5 exercises on API rate-limiting algorithms and client behavior.
0 / 5 completed
1 / 5
How does the token bucket algorithm work?
The token bucket algorithm models rate limiting as a bucket that refills with tokens at a fixed rate up to a maximum capacity. Each incoming request must take a token; if the bucket is empty the request is throttled. Because tokens accumulate when traffic is low, the bucket permits short bursts up to its capacity while enforcing a sustained average rate over time. This burst tolerance makes it the most popular rate-limiting algorithm for APIs, balancing fairness with flexibility.
2 / 5
How does the leaky bucket differ from the token bucket?
The leaky bucket models requests as water poured into a bucket with a hole that leaks at a constant rate. Requests queue in the bucket and are processed (leak out) at that fixed rate; if the bucket overflows, excess requests are dropped. Unlike the token bucket, it does not permit bursts to pass through — it enforces a perfectly smooth, constant output rate, shaping bursty input into steady traffic. This makes it ideal where downstream systems need a predictable, even load rather than spikes.
3 / 5
What is a quota in API rate limiting?
A quota is a cap on the total number of requests (or units of work) a client may make over a longer period — typically a day or a billing month — as opposed to the short-window throttling of a rate limit. Quotas often tie to pricing tiers: a free plan might allow 1,000 calls/day while a paid plan allows millions. They are tracked per API key or account and reset on a schedule. Rate limits protect short-term system stability; quotas govern longer-term fair use and monetization.
4 / 5
What does HTTP status 429 mean?
HTTP 429 Too Many Requests signals that the client has sent too many requests in a given window and has hit a rate limit. A well-behaved API includes a Retry-After header telling the client how long to wait before trying again, and often RateLimit-* headers exposing the limit, remaining allowance, and reset time. Clients should treat 429 as a cue to back off rather than hammering the endpoint, since continued requests prolong the throttling and waste resources on both sides.
5 / 5
What is exponential backoff when a client is throttled?

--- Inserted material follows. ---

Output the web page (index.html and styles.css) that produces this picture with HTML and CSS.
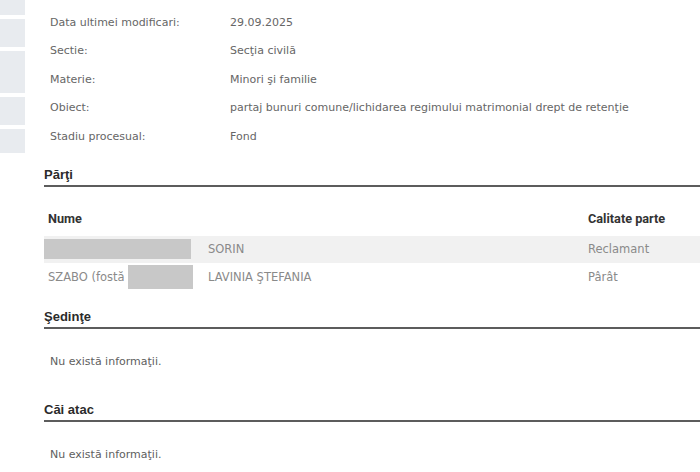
FILE: index.html
```html
<!DOCTYPE html>
<html lang="ro">
<head>
    <meta charset="UTF-8">
    <meta name="viewport" content="width=device-width, initial-scale=1.0">
    <title>Detalii dosar</title>
    <link rel="stylesheet" href="styles.css">
</head>
<body>
<div class="page">
    <!-- Meniul lateral (taiat in captura) -->
    <aside class="side">
        <div class="side-item side-a"></div>
        <div class="side-item side-b"></div>
        <div class="side-item side-c"></div>
        <div class="side-item side-b"></div>
        <div class="side-item side-d"></div>
    </aside>

    <main class="main">
        <!-- Detalii dosar -->
        <div class="details">
            <div class="row"><span class="label">Data ultimei modificari:</span><span class="value">29.09.2025</span></div>
            <div class="row"><span class="label">Sectie:</span><span class="value">Secţia civilă</span></div>
            <div class="row"><span class="label">Materie:</span><span class="value">Minori şi familie</span></div>
            <div class="row"><span class="label">Obiect:</span><span class="value">partaj bunuri comune/lichidarea regimului matrimonial drept de retenţie</span></div>
            <div class="row"><span class="label">Stadiu procesual:</span><span class="value">Fond</span></div>
        </div>

        <section class="block block-first">
            <h2 class="block-title">Părţi</h2>
            <table class="parties">
                <thead>
                    <tr><th class="col-name">Nume</th><th>Calitate parte</th></tr>
                </thead>
                <tbody>
                    <tr class="odd">
                        <td class="col-name">
                            <div class="name-cell">
                                <span class="surname"><span class="redact redact-full"></span></span>
                                <span>SORIN</span>
                            </div>
                        </td>
                        <td>Reclamant</td>
                    </tr>
                    <tr>
                        <td class="col-name">
                            <div class="name-cell">
                                <span class="surname">SZABO (fostă<span class="redact redact-short"></span></span>
                                <span>LAVINIA ŞTEFANIA</span>
                            </div>
                        </td>
                        <td>Pârât</td>
                    </tr>
                </tbody>
            </table>
        </section>

        <section class="block">
            <h2 class="block-title">Şedinţe</h2>
            <p class="empty">Nu există informaţii.</p>
        </section>

        <section class="block">
            <h2 class="block-title">Căi atac</h2>
            <p class="empty">Nu există informaţii.</p>
        </section>
    </main>
</div>
</body>
</html>
```

FILE: styles.css
```css
body {
    margin: 0;
    padding: 0;
    background-color: #FFFFFF;
    font-family: "DejaVu Sans", Verdana, sans-serif;
    overflow: hidden;
}

.page {
    display: flex;
    align-items: flex-start;
}

/* Meniul lateral */
.side {
    width: 25px;
    flex-shrink: 0;
    display: flex;
    flex-direction: column;
    gap: 4px;
}

.side-item {
    background-color: #e8ebef;
}

.side-a { height: 15px; }
.side-b { height: 28px; }
.side-c { height: 42px; }
.side-d { height: 24px; }

.main {
    flex: 1;
    padding-left: 19px;
    min-width: 0;
}

/* Detalii */
.details {
    padding-top: 8px;
}

.row {
    display: grid;
    grid-template-columns: 180px 1fr;
    height: 28.5px;
    align-items: center;
    padding-left: 6px;
    font-size: 11px;
    color: #666666;
    white-space: nowrap;
}

/* Sectiuni */
.block {
    margin-top: 18px;
}

.block-first {
    margin-top: 16px;
}

.block-title {
    margin: 0;
    font-family: "Liberation Sans", Arial, sans-serif;
    font-size: 13px;
    font-weight: bold;
    line-height: 16px;
    color: #2b2b2b;
    padding-bottom: 2px;
    border-bottom: 2px solid #5c5c5c;
}

.empty {
    margin: 0;
    padding: 25px 6px 14px;
    font-size: 11px;
    line-height: 16px;
    color: #606060;
}

/* Tabel parti */
.parties {
    width: 100%;
    margin-top: 14px;
    border-collapse: collapse;
    font-size: 11.5px;
}

.parties th {
    height: 35px;
    text-align: left;
    padding: 0 4px;
    font-family: Roboto, sans-serif;
    font-size: 12.7px;
    font-weight: bold;
    color: #333333;
}

.parties td {
    height: 27.5px;
    padding: 0 4px;
    color: #8a8a8a;
    white-space: nowrap;
}

.parties .col-name {
    width: 532px;
}

.parties tr.odd td {
    background-color: #f1f1f1;
}

.name-cell {
    display: grid;
    grid-template-columns: 160px auto;
    align-items: center;
}

.surname {
    display: flex;
    align-items: center;
}

.redact {
    display: inline-block;
    background-color: #c8c8c8;
}

.redact-full {
    width: 147px;
    height: 20px;
    margin-left: -4px;
}

.redact-short {
    width: 65px;
    height: 24px;
    margin-left: 3px;
}
```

Exponential backoff is a retry strategy where the delay between attempts grows multiplicatively — say 1s, 2s, 4s, 8s — after each failure or 429 response. This relieves pressure on an overloaded or recovering server instead of hammering it. Adding random jitter to each delay prevents the thundering herd problem, where many clients that failed together retry in perfect sync and re-overwhelm the server. Combined with a maximum retry cap and respect for Retry-After, backoff makes clients resilient and well-behaved.